# [DIRECTIONS]
Without including any pictures, write out the listing below exactly.

====== SUPPLIED DATA ======

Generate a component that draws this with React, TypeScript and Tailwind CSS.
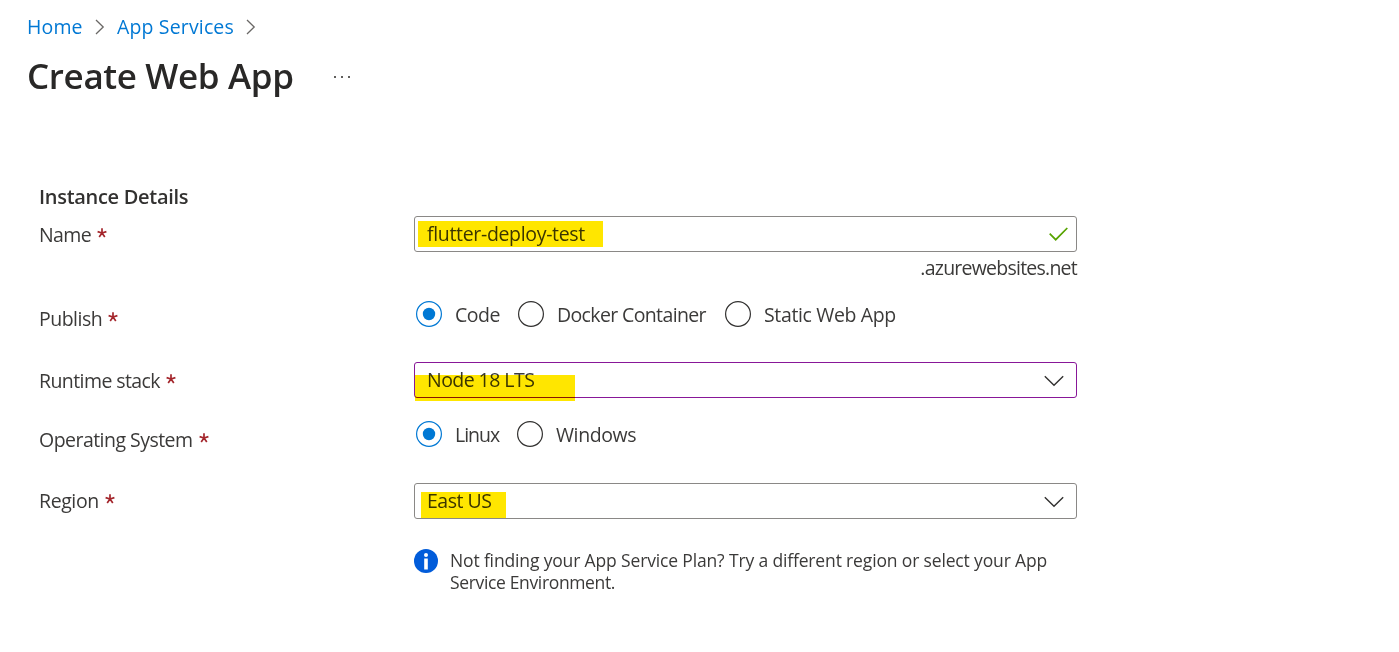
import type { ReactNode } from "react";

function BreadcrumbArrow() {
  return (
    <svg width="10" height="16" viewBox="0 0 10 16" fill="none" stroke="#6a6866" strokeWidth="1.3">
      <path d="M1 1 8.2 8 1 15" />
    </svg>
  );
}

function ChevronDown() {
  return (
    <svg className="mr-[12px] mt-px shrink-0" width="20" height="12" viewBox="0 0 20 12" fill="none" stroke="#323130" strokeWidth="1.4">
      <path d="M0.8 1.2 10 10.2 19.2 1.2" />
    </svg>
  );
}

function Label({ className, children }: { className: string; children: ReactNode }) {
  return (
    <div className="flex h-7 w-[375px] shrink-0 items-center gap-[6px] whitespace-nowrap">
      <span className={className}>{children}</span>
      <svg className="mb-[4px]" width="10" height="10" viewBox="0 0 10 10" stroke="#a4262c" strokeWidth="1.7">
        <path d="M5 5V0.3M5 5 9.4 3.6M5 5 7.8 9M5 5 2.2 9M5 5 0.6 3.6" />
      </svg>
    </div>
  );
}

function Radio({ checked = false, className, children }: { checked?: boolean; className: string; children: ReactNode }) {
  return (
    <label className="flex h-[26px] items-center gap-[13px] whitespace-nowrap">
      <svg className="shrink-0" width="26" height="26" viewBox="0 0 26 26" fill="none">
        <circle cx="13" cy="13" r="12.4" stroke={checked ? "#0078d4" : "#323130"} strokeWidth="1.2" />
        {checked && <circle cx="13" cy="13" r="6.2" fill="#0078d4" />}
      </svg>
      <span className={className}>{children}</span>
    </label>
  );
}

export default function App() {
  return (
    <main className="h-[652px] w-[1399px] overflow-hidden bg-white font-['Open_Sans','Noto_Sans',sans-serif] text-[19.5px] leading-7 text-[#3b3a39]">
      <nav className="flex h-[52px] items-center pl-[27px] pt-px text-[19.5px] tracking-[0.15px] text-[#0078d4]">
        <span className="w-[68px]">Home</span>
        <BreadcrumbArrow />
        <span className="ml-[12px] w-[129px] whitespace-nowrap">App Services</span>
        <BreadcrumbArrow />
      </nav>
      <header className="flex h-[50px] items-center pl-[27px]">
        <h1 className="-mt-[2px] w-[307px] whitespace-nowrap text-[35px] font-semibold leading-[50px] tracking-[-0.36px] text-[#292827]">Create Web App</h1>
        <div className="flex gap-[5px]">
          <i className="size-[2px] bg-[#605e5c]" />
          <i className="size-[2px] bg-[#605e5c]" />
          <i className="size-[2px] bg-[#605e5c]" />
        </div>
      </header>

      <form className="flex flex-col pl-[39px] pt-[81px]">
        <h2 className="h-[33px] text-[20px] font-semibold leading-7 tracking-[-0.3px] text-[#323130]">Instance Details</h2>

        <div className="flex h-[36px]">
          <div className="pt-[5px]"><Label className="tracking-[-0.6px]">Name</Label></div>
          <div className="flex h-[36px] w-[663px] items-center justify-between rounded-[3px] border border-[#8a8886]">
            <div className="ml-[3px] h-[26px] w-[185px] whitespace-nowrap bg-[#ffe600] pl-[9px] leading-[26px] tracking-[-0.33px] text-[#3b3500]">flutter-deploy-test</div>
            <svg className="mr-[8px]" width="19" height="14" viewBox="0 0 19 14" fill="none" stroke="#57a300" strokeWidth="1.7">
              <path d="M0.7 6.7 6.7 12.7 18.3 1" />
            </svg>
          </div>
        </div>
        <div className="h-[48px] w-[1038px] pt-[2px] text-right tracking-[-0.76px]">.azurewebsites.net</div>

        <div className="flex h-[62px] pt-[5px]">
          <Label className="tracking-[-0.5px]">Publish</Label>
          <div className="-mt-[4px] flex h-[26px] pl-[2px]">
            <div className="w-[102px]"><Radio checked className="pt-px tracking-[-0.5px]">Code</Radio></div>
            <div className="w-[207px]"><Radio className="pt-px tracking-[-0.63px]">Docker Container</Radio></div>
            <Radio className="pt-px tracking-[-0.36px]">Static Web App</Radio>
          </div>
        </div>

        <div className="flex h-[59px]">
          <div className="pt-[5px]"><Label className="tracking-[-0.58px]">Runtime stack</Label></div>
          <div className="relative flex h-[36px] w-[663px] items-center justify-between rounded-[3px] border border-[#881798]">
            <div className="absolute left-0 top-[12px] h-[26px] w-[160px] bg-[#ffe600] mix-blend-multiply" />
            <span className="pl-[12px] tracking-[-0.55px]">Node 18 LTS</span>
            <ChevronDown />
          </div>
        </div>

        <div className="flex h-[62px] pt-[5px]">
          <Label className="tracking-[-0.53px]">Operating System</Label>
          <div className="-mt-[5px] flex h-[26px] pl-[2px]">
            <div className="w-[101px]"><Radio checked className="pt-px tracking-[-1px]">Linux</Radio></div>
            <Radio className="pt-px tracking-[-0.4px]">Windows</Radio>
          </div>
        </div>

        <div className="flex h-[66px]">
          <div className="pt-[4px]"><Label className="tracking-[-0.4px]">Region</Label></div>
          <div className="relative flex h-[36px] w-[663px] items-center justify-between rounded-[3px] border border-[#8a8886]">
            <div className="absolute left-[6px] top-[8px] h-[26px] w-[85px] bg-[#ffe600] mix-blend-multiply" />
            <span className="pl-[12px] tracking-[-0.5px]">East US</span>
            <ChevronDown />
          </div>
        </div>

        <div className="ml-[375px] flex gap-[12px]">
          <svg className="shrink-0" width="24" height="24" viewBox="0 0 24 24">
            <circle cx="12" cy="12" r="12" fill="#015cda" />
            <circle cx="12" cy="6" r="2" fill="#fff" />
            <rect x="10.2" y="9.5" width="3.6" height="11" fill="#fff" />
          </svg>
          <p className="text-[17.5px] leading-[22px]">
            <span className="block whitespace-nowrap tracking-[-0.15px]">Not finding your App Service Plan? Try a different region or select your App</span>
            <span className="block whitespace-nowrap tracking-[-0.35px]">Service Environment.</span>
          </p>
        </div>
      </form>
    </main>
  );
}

======

# [WORKED ANSWER]
Generate a component that draws this with React, TypeScript and Tailwind CSS.
import type { ReactNode } from "react";

function BreadcrumbArrow() {
  return (
    <svg width="10" height="16" viewBox="0 0 10 16" fill="none" stroke="#6a6866" strokeWidth="1.3">
      <path d="M1 1 8.2 8 1 15" />
    </svg>
  );
}

function ChevronDown() {
  return (
    <svg className="mr-[12px] mt-px shrink-0" width="20" height="12" viewBox="0 0 20 12" fill="none" stroke="#323130" strokeWidth="1.4">
      <path d="M0.8 1.2 10 10.2 19.2 1.2" />
    </svg>
  );
}

function Label({ className, children }: { className: string; children: ReactNode }) {
  return (
    <div className="flex h-7 w-[375px] shrink-0 items-center gap-[6px] whitespace-nowrap">
      <span className={className}>{children}</span>
      <svg className="mb-[4px]" width="10" height="10" viewBox="0 0 10 10" stroke="#a4262c" strokeWidth="1.7">
        <path d="M5 5V0.3M5 5 9.4 3.6M5 5 7.8 9M5 5 2.2 9M5 5 0.6 3.6" />
      </svg>
    </div>
  );
}

function Radio({ checked = false, className, children }: { checked?: boolean; className: string; children: ReactNode }) {
  return (
    <label className="flex h-[26px] items-center gap-[13px] whitespace-nowrap">
      <svg className="shrink-0" width="26" height="26" viewBox="0 0 26 26" fill="none">
        <circle cx="13" cy="13" r="12.4" stroke={checked ? "#0078d4" : "#323130"} strokeWidth="1.2" />
        {checked && <circle cx="13" cy="13" r="6.2" fill="#0078d4" />}
      </svg>
      <span className={className}>{children}</span>
    </label>
  );
}

export default function App() {
  return (
    <main className="h-[652px] w-[1399px] overflow-hidden bg-white font-['Open_Sans','Noto_Sans',sans-serif] text-[19.5px] leading-7 text-[#3b3a39]">
      <nav className="flex h-[52px] items-center pl-[27px] pt-px text-[19.5px] tracking-[0.15px] text-[#0078d4]">
        <span className="w-[68px]">Home</span>
        <BreadcrumbArrow />
        <span className="ml-[12px] w-[129px] whitespace-nowrap">App Services</span>
        <BreadcrumbArrow />
      </nav>
      <header className="flex h-[50px] items-center pl-[27px]">
        <h1 className="-mt-[2px] w-[307px] whitespace-nowrap text-[35px] font-semibold leading-[50px] tracking-[-0.36px] text-[#292827]">Create Web App</h1>
        <div className="flex gap-[5px]">
          <i className="size-[2px] bg-[#605e5c]" />
          <i className="size-[2px] bg-[#605e5c]" />
          <i className="size-[2px] bg-[#605e5c]" />
        </div>
      </header>

      <form className="flex flex-col pl-[39px] pt-[81px]">
        <h2 className="h-[33px] text-[20px] font-semibold leading-7 tracking-[-0.3px] text-[#323130]">Instance Details</h2>

        <div className="flex h-[36px]">
          <div className="pt-[5px]"><Label className="tracking-[-0.6px]">Name</Label></div>
          <div className="flex h-[36px] w-[663px] items-center justify-between rounded-[3px] border border-[#8a8886]">
            <div className="ml-[3px] h-[26px] w-[185px] whitespace-nowrap bg-[#ffe600] pl-[9px] leading-[26px] tracking-[-0.33px] text-[#3b3500]">flutter-deploy-test</div>
            <svg className="mr-[8px]" width="19" height="14" viewBox="0 0 19 14" fill="none" stroke="#57a300" strokeWidth="1.7">
              <path d="M0.7 6.7 6.7 12.7 18.3 1" />
            </svg>
          </div>
        </div>
        <div className="h-[48px] w-[1038px] pt-[2px] text-right tracking-[-0.76px]">.azurewebsites.net</div>

        <div className="flex h-[62px] pt-[5px]">
          <Label className="tracking-[-0.5px]">Publish</Label>
          <div className="-mt-[4px] flex h-[26px] pl-[2px]">
            <div className="w-[102px]"><Radio checked className="pt-px tracking-[-0.5px]">Code</Radio></div>
            <div className="w-[207px]"><Radio className="pt-px tracking-[-0.63px]">Docker Container</Radio></div>
            <Radio className="pt-px tracking-[-0.36px]">Static Web App</Radio>
          </div>
        </div>

        <div className="flex h-[59px]">
          <div className="pt-[5px]"><Label className="tracking-[-0.58px]">Runtime stack</Label></div>
          <div className="relative flex h-[36px] w-[663px] items-center justify-between rounded-[3px] border border-[#881798]">
            <div className="absolute left-0 top-[12px] h-[26px] w-[160px] bg-[#ffe600] mix-blend-multiply" />
            <span className="pl-[12px] tracking-[-0.55px]">Node 18 LTS</span>
            <ChevronDown />
          </div>
        </div>

        <div className="flex h-[62px] pt-[5px]">
          <Label className="tracking-[-0.53px]">Operating System</Label>
          <div className="-mt-[5px] flex h-[26px] pl-[2px]">
            <div className="w-[101px]"><Radio checked className="pt-px tracking-[-1px]">Linux</Radio></div>
            <Radio className="pt-px tracking-[-0.4px]">Windows</Radio>
          </div>
        </div>

        <div className="flex h-[66px]">
          <div className="pt-[4px]"><Label className="tracking-[-0.4px]">Region</Label></div>
          <div className="relative flex h-[36px] w-[663px] items-center justify-between rounded-[3px] border border-[#8a8886]">
            <div className="absolute left-[6px] top-[8px] h-[26px] w-[85px] bg-[#ffe600] mix-blend-multiply" />
            <span className="pl-[12px] tracking-[-0.5px]">East US</span>
            <ChevronDown />
          </div>
        </div>

        <div className="ml-[375px] flex gap-[12px]">
          <svg className="shrink-0" width="24" height="24" viewBox="0 0 24 24">
            <circle cx="12" cy="12" r="12" fill="#015cda" />
            <circle cx="12" cy="6" r="2" fill="#fff" />
            <rect x="10.2" y="9.5" width="3.6" height="11" fill="#fff" />
          </svg>
          <p className="text-[17.5px] leading-[22px]">
            <span className="block whitespace-nowrap tracking-[-0.15px]">Not finding your App Service Plan? Try a different region or select your App</span>
            <span className="block whitespace-nowrap tracking-[-0.35px]">Service Environment.</span>
          </p>
        </div>
      </form>
    </main>
  );
}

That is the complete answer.